INFORMATION PROVIDED:
---

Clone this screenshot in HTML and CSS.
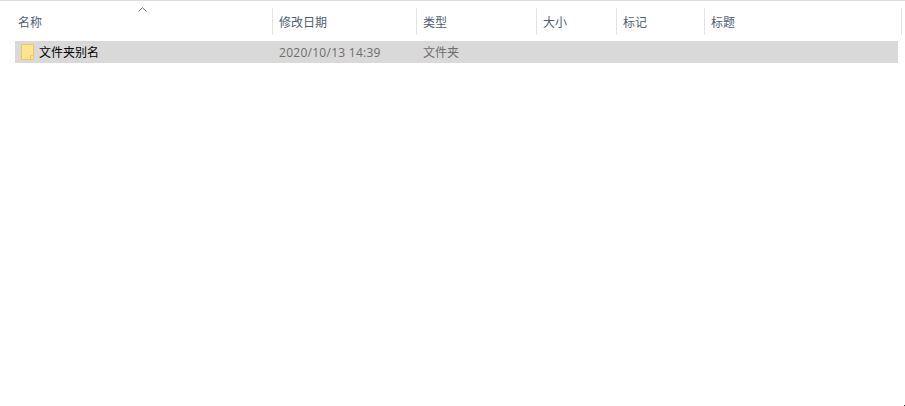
FILE: index.html
```html
<!DOCTYPE html>
<html lang="zh-CN">
  <head>
    <meta charset="UTF-8" />
    <title>文件夹别名</title>
    <link rel="stylesheet" href="styles.css">
  </head>
  <body>
    <div class="list">
      <div class="list-head">
        <div class="col col-name">
          名称
          <svg class="sort-arrow" width="9" height="5" viewBox="0 0 9 5" fill="none" stroke="#6d6d6d" stroke-width="1">
            <polyline points="0.5 4.5 4.5 0.7 8.5 4.5"></polyline>
          </svg>
        </div>
        <div class="col col-date">修改日期</div>
        <div class="col col-type">类型</div>
        <div class="col col-size">大小</div>
        <div class="col col-tag">标记</div>
        <div class="col col-title">标题</div>
      </div>

      <div class="list-row">
        <div class="cell cell-name">
          <svg class="folder" width="13" height="16" viewBox="0 0 13 16">
            <path d="M0.5 0.5H12.5V15.5H0.5Z" fill="#fde58f" stroke="#efc75e"></path>
            <path d="M9.5 15.5V11.5H12.5" fill="none" stroke="#efc75e"></path>
          </svg>
          <span>文件夹别名</span>
        </div>
        <div class="cell cell-date">2020/10/13 14:39</div>
        <div class="cell cell-type">文件夹</div>
      </div>
    </div>
    <div class="corner-dot"></div>
  </body>
</html>
```

FILE: styles.css
```css
* {
  margin: 0;
  padding: 0;
  box-sizing: border-box;
}

html,
body {
  height: 100%;
  overflow: hidden;
}

body {
  position: relative;
  background: #ffffff;
  border-top: 1px solid #dcdcdc;
  font-family: "Open Sans", "Noto Sans CJK SC", sans-serif;
  font-size: 12px;
}

/* Column header */
.list-head {
  display: flex;
  height: 27px;
  margin-top: 7px;
}

.col {
  position: relative;
  display: flex;
  align-items: center;
  padding-top: 1px;
  padding-left: 6px;
  border-right: 1px solid #e3e3e3;
  color: #4f5d73;
}

.col-name {
  width: 273px;
  padding-left: 18px;
}

.col-date {
  width: 144px;
}

.col-type {
  width: 120px;
}

.col-size {
  width: 80px;
}

.col-tag {
  width: 88px;
}

.col-title {
  width: 197px;
}

.sort-arrow {
  position: absolute;
  left: 138px;
  top: -1px;
}

/* Rows */
.list-row {
  display: flex;
  align-items: center;
  width: 883px;
  height: 22px;
  margin: 6px 0 0 15px;
  background: #d9d9d9;
}

.cell {
  display: flex;
  align-items: center;
  color: #6d6d6d;
}

.cell-name {
  width: 258px;
  gap: 5px;
  padding-left: 6px;
  color: #000000;
}

.cell-date {
  width: 144px;
  padding-left: 6px;
  letter-spacing: 0.27px;
}

.cell-type {
  padding-left: 6px;
}

.corner-dot {
  position: absolute;
  right: 0;
  bottom: 0;
  width: 1px;
  height: 1px;
  background: #333333;
}
```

---

TO BE DONE:
From the material above, copy everything exactly but the pictures.

SOLUTION TO THIS EXERCISE:
Clone this screenshot in HTML and CSS.
FILE: index.html
```html
<!DOCTYPE html>
<html lang="zh-CN">
  <head>
    <meta charset="UTF-8" />
    <title>文件夹别名</title>
    <link rel="stylesheet" href="styles.css">
  </head>
  <body>
    <div class="list">
      <div class="list-head">
        <div class="col col-name">
          名称
          <svg class="sort-arrow" width="9" height="5" viewBox="0 0 9 5" fill="none" stroke="#6d6d6d" stroke-width="1">
            <polyline points="0.5 4.5 4.5 0.7 8.5 4.5"></polyline>
          </svg>
        </div>
        <div class="col col-date">修改日期</div>
        <div class="col col-type">类型</div>
        <div class="col col-size">大小</div>
        <div class="col col-tag">标记</div>
        <div class="col col-title">标题</div>
      </div>

      <div class="list-row">
        <div class="cell cell-name">
          <svg class="folder" width="13" height="16" viewBox="0 0 13 16">
            <path d="M0.5 0.5H12.5V15.5H0.5Z" fill="#fde58f" stroke="#efc75e"></path>
            <path d="M9.5 15.5V11.5H12.5" fill="none" stroke="#efc75e"></path>
          </svg>
          <span>文件夹别名</span>
        </div>
        <div class="cell cell-date">2020/10/13 14:39</div>
        <div class="cell cell-type">文件夹</div>
      </div>
    </div>
    <div class="corner-dot"></div>
  </body>
</html>
```

FILE: styles.css
```css
* {
  margin: 0;
  padding: 0;
  box-sizing: border-box;
}

html,
body {
  height: 100%;
  overflow: hidden;
}

body {
  position: relative;
  background: #ffffff;
  border-top: 1px solid #dcdcdc;
  font-family: "Open Sans", "Noto Sans CJK SC", sans-serif;
  font-size: 12px;
}

/* Column header */
.list-head {
  display: flex;
  height: 27px;
  margin-top: 7px;
}

.col {
  position: relative;
  display: flex;
  align-items: center;
  padding-top: 1px;
  padding-left: 6px;
  border-right: 1px solid #e3e3e3;
  color: #4f5d73;
}

.col-name {
  width: 273px;
  padding-left: 18px;
}

.col-date {
  width: 144px;
}

.col-type {
  width: 120px;
}

.col-size {
  width: 80px;
}

.col-tag {
  width: 88px;
}

.col-title {
  width: 197px;
}

.sort-arrow {
  position: absolute;
  left: 138px;
  top: -1px;
}

/* Rows */
.list-row {
  display: flex;
  align-items: center;
  width: 883px;
  height: 22px;
  margin: 6px 0 0 15px;
  background: #d9d9d9;
}

.cell {
  display: flex;
  align-items: center;
  color: #6d6d6d;
}

.cell-name {
  width: 258px;
  gap: 5px;
  padding-left: 6px;
  color: #000000;
}

.cell-date {
  width: 144px;
  padding-left: 6px;
  letter-spacing: 0.27px;
}

.cell-type {
  padding-left: 6px;
}

.corner-dot {
  position: absolute;
  right: 0;
  bottom: 0;
  width: 1px;
  height: 1px;
  background: #333333;
}
```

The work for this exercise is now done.